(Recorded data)

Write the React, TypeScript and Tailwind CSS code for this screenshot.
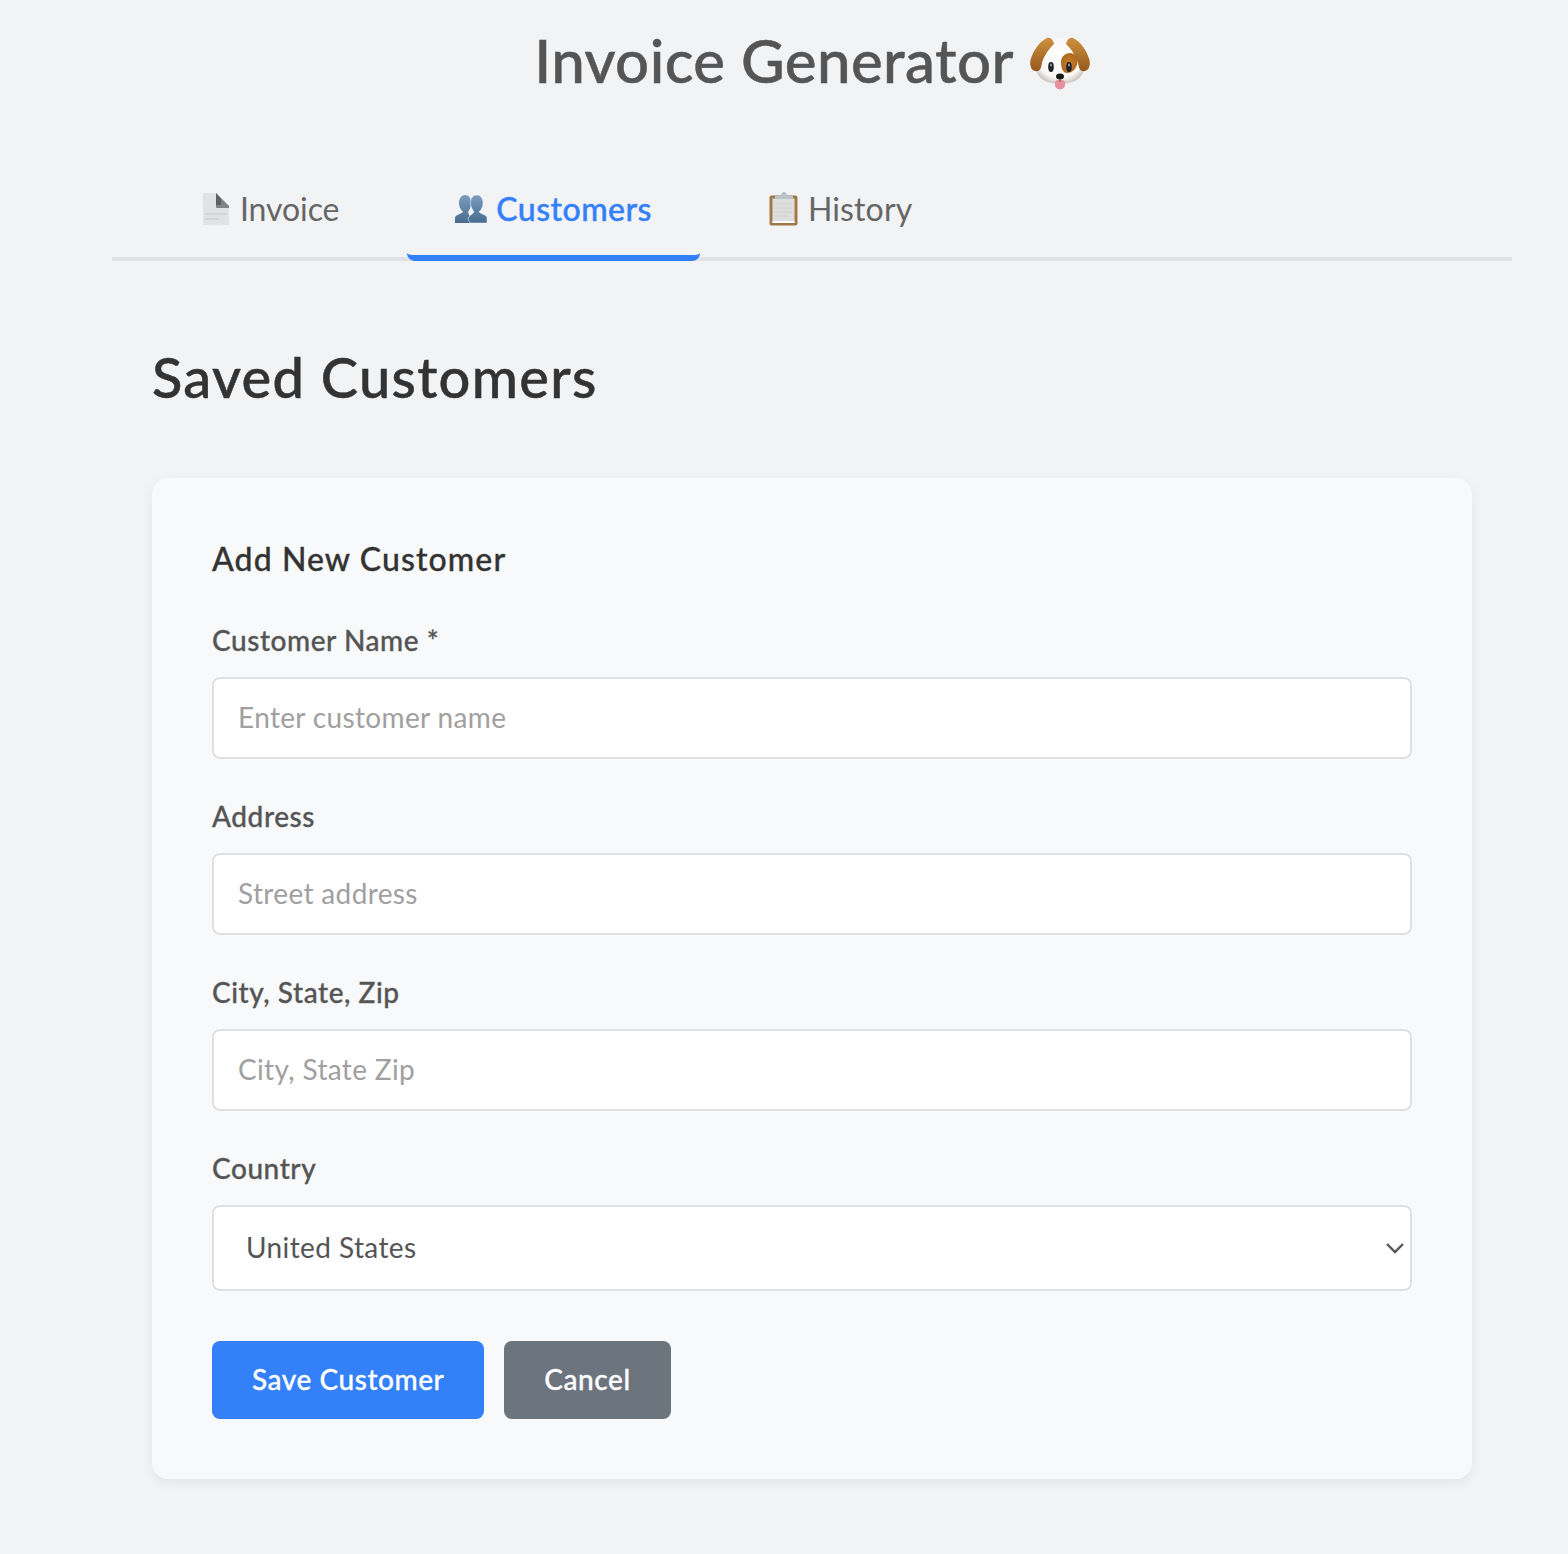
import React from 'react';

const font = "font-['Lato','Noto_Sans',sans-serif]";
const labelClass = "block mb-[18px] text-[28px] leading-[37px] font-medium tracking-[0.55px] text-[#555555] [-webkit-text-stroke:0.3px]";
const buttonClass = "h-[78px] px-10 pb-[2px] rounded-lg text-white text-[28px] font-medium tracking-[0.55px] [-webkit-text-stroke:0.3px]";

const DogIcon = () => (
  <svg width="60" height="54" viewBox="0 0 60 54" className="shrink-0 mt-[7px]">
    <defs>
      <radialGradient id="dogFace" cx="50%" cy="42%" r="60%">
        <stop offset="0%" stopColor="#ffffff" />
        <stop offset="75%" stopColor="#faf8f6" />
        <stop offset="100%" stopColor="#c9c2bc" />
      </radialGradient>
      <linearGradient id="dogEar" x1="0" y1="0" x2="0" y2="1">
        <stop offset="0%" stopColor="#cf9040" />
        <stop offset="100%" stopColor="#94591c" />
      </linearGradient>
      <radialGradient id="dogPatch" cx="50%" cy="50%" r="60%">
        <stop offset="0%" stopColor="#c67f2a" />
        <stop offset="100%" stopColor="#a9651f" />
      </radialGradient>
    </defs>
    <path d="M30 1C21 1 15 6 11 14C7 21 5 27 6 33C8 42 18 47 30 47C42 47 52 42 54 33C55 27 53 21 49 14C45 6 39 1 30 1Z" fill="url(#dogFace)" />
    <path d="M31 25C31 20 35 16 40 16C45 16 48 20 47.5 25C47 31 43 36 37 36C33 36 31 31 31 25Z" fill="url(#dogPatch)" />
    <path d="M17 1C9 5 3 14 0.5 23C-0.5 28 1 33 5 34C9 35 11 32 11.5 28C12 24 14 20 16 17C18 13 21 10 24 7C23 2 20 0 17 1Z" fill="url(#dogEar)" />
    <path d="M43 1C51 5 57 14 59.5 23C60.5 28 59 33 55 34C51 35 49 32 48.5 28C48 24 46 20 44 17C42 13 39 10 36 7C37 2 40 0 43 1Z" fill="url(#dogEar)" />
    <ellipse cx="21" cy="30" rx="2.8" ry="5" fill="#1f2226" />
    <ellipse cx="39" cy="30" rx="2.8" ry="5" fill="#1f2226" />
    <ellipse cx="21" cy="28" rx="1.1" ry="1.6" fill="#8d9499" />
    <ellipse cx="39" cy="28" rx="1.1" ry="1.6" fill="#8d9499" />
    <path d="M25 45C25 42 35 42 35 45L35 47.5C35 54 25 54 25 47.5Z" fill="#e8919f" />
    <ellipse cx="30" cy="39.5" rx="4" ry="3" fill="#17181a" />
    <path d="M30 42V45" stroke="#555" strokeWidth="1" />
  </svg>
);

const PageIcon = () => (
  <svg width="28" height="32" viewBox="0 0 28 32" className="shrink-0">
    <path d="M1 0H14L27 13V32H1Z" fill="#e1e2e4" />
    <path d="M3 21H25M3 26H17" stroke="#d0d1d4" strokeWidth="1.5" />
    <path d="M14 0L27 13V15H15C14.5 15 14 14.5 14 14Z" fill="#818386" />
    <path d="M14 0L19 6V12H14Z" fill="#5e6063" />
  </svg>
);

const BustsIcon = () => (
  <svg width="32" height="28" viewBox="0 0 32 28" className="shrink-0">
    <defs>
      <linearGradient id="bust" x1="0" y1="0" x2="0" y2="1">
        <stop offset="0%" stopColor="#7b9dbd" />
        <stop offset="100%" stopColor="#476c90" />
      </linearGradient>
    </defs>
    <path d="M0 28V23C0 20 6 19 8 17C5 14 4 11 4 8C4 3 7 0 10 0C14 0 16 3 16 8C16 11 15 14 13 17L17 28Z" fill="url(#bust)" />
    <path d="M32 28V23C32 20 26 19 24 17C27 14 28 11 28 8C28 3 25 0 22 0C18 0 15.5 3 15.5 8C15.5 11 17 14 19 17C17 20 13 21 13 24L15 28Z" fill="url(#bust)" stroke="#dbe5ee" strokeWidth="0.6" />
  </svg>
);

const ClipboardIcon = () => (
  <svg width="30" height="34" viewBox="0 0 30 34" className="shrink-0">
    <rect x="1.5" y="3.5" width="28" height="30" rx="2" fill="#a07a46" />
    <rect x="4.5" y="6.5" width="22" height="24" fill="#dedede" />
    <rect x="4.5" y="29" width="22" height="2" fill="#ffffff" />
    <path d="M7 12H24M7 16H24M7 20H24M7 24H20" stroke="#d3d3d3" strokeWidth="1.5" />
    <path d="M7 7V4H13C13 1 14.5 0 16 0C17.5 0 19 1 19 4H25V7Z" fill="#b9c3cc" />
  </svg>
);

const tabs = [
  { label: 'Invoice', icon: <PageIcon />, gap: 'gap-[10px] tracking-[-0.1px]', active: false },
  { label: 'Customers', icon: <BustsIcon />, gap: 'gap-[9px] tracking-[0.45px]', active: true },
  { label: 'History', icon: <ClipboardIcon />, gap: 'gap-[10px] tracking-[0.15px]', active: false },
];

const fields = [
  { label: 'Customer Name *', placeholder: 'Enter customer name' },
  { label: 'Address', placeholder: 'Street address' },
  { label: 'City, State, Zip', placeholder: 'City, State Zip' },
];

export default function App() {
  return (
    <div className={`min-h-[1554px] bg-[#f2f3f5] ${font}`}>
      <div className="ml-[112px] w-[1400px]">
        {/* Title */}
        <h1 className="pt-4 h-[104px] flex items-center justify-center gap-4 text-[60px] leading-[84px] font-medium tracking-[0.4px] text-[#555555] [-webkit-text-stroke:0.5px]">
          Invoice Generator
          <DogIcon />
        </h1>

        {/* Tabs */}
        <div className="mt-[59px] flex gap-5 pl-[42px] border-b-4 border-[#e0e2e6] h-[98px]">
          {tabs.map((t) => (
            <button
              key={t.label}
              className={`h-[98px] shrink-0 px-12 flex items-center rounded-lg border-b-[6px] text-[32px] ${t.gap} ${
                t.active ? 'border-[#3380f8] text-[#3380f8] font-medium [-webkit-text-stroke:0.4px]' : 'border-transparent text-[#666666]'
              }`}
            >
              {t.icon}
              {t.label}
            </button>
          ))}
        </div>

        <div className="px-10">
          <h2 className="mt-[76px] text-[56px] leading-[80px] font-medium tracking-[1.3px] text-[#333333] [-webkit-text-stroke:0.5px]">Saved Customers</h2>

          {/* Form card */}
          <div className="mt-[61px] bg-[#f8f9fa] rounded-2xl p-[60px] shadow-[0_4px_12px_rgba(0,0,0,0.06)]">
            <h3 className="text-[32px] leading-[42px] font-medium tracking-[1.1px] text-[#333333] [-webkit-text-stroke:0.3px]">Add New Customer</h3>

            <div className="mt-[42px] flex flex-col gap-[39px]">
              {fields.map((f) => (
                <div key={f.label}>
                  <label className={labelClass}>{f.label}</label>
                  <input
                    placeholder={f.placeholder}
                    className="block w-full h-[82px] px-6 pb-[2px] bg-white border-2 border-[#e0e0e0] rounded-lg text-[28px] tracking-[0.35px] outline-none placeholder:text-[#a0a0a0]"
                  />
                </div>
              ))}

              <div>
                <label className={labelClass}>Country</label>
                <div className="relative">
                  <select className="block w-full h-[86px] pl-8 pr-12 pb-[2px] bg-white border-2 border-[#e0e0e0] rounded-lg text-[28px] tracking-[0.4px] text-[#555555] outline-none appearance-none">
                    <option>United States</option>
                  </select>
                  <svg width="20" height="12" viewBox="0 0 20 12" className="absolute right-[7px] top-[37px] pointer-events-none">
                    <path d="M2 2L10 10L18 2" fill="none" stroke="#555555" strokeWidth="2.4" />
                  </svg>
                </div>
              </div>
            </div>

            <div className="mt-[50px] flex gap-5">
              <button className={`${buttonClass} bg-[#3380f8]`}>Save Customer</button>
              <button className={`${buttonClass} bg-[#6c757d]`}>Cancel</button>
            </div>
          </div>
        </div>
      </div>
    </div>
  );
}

* * *

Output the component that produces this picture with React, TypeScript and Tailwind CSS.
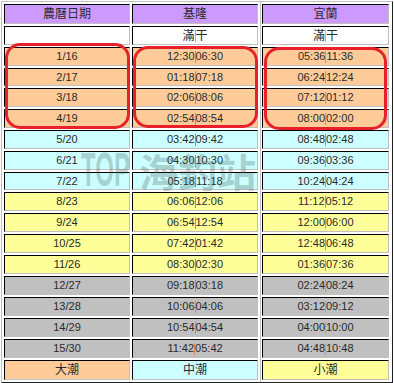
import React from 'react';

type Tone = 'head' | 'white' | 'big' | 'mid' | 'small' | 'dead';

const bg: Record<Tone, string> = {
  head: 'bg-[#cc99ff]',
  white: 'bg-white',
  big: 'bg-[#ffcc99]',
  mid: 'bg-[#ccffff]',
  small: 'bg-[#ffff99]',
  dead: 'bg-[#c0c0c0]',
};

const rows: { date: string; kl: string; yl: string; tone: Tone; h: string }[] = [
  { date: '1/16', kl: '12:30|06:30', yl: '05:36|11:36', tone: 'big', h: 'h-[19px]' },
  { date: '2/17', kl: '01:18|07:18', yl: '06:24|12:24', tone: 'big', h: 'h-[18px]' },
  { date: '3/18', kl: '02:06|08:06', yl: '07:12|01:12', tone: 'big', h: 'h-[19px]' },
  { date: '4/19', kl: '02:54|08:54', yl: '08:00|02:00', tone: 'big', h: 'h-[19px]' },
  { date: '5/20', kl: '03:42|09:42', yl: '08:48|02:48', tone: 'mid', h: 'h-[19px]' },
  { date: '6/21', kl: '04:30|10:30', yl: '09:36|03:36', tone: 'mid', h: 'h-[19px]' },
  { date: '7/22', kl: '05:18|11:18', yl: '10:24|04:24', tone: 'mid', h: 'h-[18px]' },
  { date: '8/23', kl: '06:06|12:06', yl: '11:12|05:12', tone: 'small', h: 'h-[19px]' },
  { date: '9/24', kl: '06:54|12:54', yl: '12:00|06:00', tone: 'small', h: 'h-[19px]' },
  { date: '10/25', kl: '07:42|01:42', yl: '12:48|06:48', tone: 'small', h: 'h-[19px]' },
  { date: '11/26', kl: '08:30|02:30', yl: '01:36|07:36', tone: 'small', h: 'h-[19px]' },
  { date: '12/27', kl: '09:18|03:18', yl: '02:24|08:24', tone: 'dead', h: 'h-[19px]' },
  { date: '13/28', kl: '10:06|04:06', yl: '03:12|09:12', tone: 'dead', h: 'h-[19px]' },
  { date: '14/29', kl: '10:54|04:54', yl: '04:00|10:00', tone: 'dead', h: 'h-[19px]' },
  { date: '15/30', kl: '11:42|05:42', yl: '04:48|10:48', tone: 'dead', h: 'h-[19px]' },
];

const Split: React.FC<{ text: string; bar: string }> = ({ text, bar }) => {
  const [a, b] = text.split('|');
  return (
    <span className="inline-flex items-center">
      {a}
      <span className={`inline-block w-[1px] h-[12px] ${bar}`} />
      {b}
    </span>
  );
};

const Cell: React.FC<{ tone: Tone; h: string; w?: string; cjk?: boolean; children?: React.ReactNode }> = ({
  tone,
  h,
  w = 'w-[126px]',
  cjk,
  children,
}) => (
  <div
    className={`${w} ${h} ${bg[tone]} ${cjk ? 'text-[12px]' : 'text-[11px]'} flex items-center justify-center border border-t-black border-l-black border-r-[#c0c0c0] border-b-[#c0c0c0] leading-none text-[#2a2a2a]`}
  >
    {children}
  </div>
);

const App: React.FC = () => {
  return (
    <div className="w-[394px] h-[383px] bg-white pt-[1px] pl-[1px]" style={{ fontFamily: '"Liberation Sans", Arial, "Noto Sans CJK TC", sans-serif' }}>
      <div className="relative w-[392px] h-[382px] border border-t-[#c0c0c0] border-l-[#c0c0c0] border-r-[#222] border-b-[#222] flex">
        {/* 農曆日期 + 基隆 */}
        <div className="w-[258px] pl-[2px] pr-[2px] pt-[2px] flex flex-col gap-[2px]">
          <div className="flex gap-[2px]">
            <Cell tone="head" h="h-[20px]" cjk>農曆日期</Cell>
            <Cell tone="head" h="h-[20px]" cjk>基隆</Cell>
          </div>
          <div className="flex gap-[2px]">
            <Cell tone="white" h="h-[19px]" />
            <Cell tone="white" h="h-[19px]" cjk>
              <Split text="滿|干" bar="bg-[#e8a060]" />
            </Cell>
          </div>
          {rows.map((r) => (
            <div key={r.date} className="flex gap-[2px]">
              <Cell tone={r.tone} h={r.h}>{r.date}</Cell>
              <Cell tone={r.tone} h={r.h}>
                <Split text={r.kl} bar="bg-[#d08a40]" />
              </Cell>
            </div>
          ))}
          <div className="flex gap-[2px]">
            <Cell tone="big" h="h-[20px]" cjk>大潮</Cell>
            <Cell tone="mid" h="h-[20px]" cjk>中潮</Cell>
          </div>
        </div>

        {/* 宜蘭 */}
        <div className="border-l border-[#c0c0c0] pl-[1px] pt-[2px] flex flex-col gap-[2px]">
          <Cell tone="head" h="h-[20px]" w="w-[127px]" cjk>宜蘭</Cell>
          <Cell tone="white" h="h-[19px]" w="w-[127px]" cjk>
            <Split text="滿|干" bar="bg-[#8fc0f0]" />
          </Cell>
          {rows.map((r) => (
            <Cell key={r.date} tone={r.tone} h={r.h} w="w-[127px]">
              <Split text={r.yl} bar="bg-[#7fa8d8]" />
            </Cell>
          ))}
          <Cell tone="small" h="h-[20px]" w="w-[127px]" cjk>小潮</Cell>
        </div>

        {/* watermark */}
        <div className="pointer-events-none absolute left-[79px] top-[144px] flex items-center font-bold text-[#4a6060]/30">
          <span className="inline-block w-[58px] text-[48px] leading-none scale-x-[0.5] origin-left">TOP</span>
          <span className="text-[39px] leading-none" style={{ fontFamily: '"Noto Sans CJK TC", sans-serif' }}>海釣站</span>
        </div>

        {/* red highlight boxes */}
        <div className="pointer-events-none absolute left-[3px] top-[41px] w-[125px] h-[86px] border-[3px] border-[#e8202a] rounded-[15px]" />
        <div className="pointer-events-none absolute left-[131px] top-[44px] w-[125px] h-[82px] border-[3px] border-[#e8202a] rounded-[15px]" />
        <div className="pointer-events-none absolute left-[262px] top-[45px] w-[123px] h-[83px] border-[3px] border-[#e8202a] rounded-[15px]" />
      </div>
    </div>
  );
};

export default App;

◆ WRITTEN PROBLEM: Give the lines above again exactly, from the one containing "Write the React, TypeScript" to the one containing "px-10 pb-[2px] rounded-lg", both included, but leave out the pictures.

◆ RESPONSE FOR THIS EXERCISE:
Write the React, TypeScript and Tailwind CSS code for this screenshot.
import React from 'react';

const font = "font-['Lato','Noto_Sans',sans-serif]";
const labelClass = "block mb-[18px] text-[28px] leading-[37px] font-medium tracking-[0.55px] text-[#555555] [-webkit-text-stroke:0.3px]";
const buttonClass = "h-[78px] px-10 pb-[2px] rounded-lg text-white text-[28px] font-medium tracking-[0.55px] [-webkit-text-stroke:0.3px]";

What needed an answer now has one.